William Kentridge: Selected Prints and Posters
WILLIAM KENTRIDGE
Selected Prints and Posters | 11 February – 1st April 2023
Galerie Marian Goodman, 66 rue du Temple
Marian Goodman Gallery is pleased to present an exhibition of rarely seen prints and posters by William Kentridge. This exhibition, created in conjunction with the release of the first volume of Catalogue Raisonné Volume 1, William Kentridge: Prints and Poster 1974 - 1990, includes a group of prints made between 1977-1986 as curated by Warren Siebrits, who researched and compiled the publication.
Kentridge began his formal art education in 1977 under the tutelage of Bill Ainslie at his eponymous studios. During this time, he created his first series of prints based on his drawings of Muizenberg Beach, including Muizenberg Beach Bathing Hut (2 states), (1977). Inspired by the atmosphere of the arcade at the Carlton Center, the city's famous skyscraper, he developed the series, Carlton Center Games Arcade, which includes the print on display Carlton Center Games Arcade -SPIN BALL (1 state), (1977).
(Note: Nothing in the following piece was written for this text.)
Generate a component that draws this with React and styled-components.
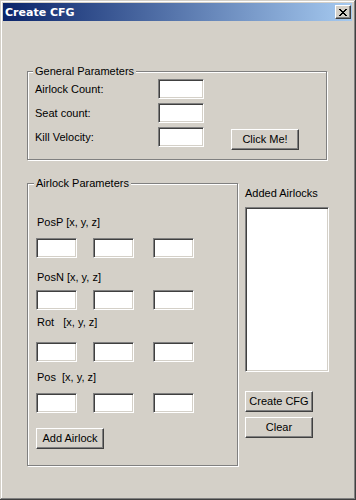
import React from "react";
import styled, { createGlobalStyle } from "styled-components";

const GlobalStyle = createGlobalStyle`
  html, body {
    margin: 0;
    padding: 0;
    background: #d4d0c8;
  }
`;

const raised = `
  border: 1px solid;
  border-color: #ffffff #404040 #404040 #ffffff;
  box-shadow: inset -1px -1px #808080;
`;

const sunken = `
  border: 1px solid;
  border-color: #808080 #ffffff #ffffff #808080;
  box-shadow: inset 1px 1px #404040, inset -1px -1px #d4d0c8;
`;

const Window = styled.div`
  width: 356px;
  height: 500px;
  box-sizing: border-box;
  padding: 3px 4px 4px 3px;
  background: #d4d0c8;
  box-shadow: inset -1px -1px #404040, inset 1px 1px #d4d0c8,
    inset -2px -2px #808080, inset 2px 2px #ffffff;
  display: flex;
  flex-direction: column;
  font-family: "Liberation Sans", Arial, sans-serif;
  font-size: 11px;
  line-height: 13px;
  color: #000;
`;

const TitleBar = styled.div`
  height: 18px;
  display: flex;
  align-items: center;
  justify-content: space-between;
  padding: 0 1px 0 2px;
  background: linear-gradient(to right, #0a246a, #a6caf0);
  color: #fff;
  font-family: "DejaVu Sans", "Liberation Sans", sans-serif;
  font-size: 11px;
  font-weight: bold;
`;

const CloseButton = styled.div`
  width: 16px;
  height: 14px;
  box-sizing: border-box;
  background: #d4d0c8;
  ${raised}
  display: flex;
  align-items: center;
  justify-content: center;
`;

const Client = styled.div`
  flex: 1;
  display: flex;
  flex-direction: column;
  padding: 44px 0 0 24px;
`;

const Group = styled.fieldset`
  margin: 0;
  box-sizing: border-box;
  width: ${(p) => p.$width}px;
  border: 1px solid #808080;
  box-shadow: inset 1px 1px #ffffff, 1px 1px #ffffff;
  padding: ${(p) => p.$pad};
  display: flex;
  flex-direction: column;
`;

const Legend = styled.legend`
  padding: 0 2px;
  margin-left: -2px;
  background: #d4d0c8;
`;

const FieldRow = styled.div`
  display: flex;
  align-items: flex-start;
  height: 20px;
  & + & {
    margin-top: 4px;
  }
`;

const Label = styled.span`
  width: ${(p) => p.$width || "auto"};
  align-self: center;
  white-space: pre;
`;

const TextBox = styled.div`
  width: ${(p) => p.$w}px;
  height: 20px;
  box-sizing: border-box;
  background: #fff;
  ${sunken}
`;

const Button = styled.div`
  width: 68px;
  height: 21px;
  box-sizing: border-box;
  background: #d4d0c8;
  ${raised}
  display: flex;
  align-items: center;
  justify-content: center;
  margin-top: ${(p) => p.$mt || 0}px;
  margin-left: ${(p) => p.$ml || 0}px;
`;

const Lower = styled.div`
  display: flex;
  align-items: flex-start;
  margin-top: 17px;
  gap: 7px;
`;

const CoordLabel = styled.div`
  white-space: pre;
  margin: ${(p) => p.$mt}px 0 ${(p) => p.$gap}px 1px;
`;

const CoordRow = styled.div`
  display: grid;
  grid-template-columns: 57px 60px 41px;
`;

const Side = styled.div`
  display: flex;
  flex-direction: column;
  padding-top: 10px;
`;

const ListBox = styled.div`
  width: 84px;
  height: 165px;
  box-sizing: border-box;
  margin: 7px 0 19px;
  background: #fff;
  ${sunken}
`;

const coords = [
  { label: "PosP [x, y, z]", mt: 26, gap: 9 },
  { label: "PosN [x, y, z]", mt: 13, gap: 6 },
  { label: "Rot   [x, y, z]", mt: 6, gap: 13 },
  { label: "Pos  [x, y, z]", mt: 9, gap: 9 },
];

export default function App() {
  return (
    <>
      <GlobalStyle />
      <Window>
        <TitleBar>
          <span>Create CFG</span>
          <CloseButton>
            <svg width="8" height="7" viewBox="0 0 8 7" shapeRendering="crispEdges">
              <path
                d="M0 0h2v1H0zM6 0h2v1H6zM1 1h2v1H1zM5 1h2v1H5zM2 2h4v1H2zM3 3h2v1H3zM2 4h4v1H2zM1 5h2v1H1zM5 5h2v1H5zM0 6h2v1H0zM6 6h2v1H6z"
                fill="#000"
              />
            </svg>
          </CloseButton>
        </TitleBar>
        <Client>
          <Group $width={300} $pad="1px 7px 12px 7px">
            <Legend>General Parameters</Legend>
            <FieldRow>
              <Label $width="123px">Airlock Count:</Label>
              <TextBox $w={46} />
            </FieldRow>
            <FieldRow>
              <Label $width="123px">Seat count:</Label>
              <TextBox $w={46} />
            </FieldRow>
            <FieldRow>
              <Label $width="123px">Kill Velocity:</Label>
              <TextBox $w={46} />
              <Button $mt={2} $ml={27}>Click Me!</Button>
            </FieldRow>
          </Group>
          <Lower>
            <Group $width={211} $pad="0 8px 16px 8px">
              <Legend>Airlock Parameters</Legend>
              {coords.map((c) => (
                <React.Fragment key={c.label}>
                  <CoordLabel $mt={c.mt} $gap={c.gap}>
                    {c.label}
                  </CoordLabel>
                  <CoordRow>
                    <TextBox $w={41} />
                    <TextBox $w={41} />
                    <TextBox $w={41} />
                  </CoordRow>
                </React.Fragment>
              ))}
              <Button $mt={15}>Add Airlock</Button>
            </Group>
            <Side>
              <span>Added Airlocks</span>
              <ListBox />
              <Button>Create CFG</Button>
              <Button $mt={5}>Clear</Button>
            </Side>
          </Lower>
        </Client>
      </Window>
    </>
  );
}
By the end of the decade, William Kentridge began to forge ties with the world of theater, in particular with the Market Theater in Johannesburg, which commissioned him posters and exhibited his early works. The theater, founded in 1976, became known as an avant-garde, anti-racist and anti-Apartheid cultural space for performances and exhibitions.
The presentation also includes several prints from the Domestic Scenes (1980) series, in which Kentridge references multiple personal and artistic inspirations, ranging from family furniture, to members of his entourage, to the paintings of Francis Bacon. In 1981 the Domestic Scenes were exhibited in Cape Town and then at the Market Theater before William Kentridge left for Paris, where he took acting and mime classes at the Ecole Jacques Lecoq.
The close relationship between Kentridge's early work and the Market Theater continued upon his return from France in 1982. Several of the posters were produced to promote plays such as The Bacchae (1983) and Dikhitsheneng/The Kitchens (1984) as well as Kentridge's solo exhibitions at the theater, such as Film at The Market Theater (1986).
This event has been programmed in parallel with the presentation from February 11 to 14 of the chamber opera Waiting for the Sibyl, directed by William Kentridge, at the Théâtre du Châtelet as part of the Théâtre de la Ville's off-site programming.
William Kentridge was born in 1955 in Johannesburg, South Africa, where he lives and works. His work spans a diverse range of artistic media such as performance, drawing, film, printmaking, sculpture and painting. He has also directed a number of acclaimed operas and theatrical productions. Kentridge has participated in numerous significant international biennials, including Documenta X (1997), XI (2002) and XIII (2012) and the Venice Biennale (1993, 1999 and 2005). He is the recipient of numerous prizes and distinctions, including the Praemium Imperiale Award in painting (2019). In September 2021, he was appointed Associate Foreign Member of France's Académie des beaux-arts.
His most recent solo exhibitions include The Broad, Los Angeles (still on view); The Royal Academy of Arts, London (2022); MUDAM Luxembourg (2021); Musée Métropole d’art moderne in Lille (LaM) (2020); Norval Foundation and Zeitz MOCAA, Cape Town, South Africa (2019–2020); and Kunstmuseum Basel, Switzerland (2019). In 2017, Kentridge founded The Centre for the Less Good Idea, an interdisciplinary incubator space for the arts, based in Maboneng, Johannesburg.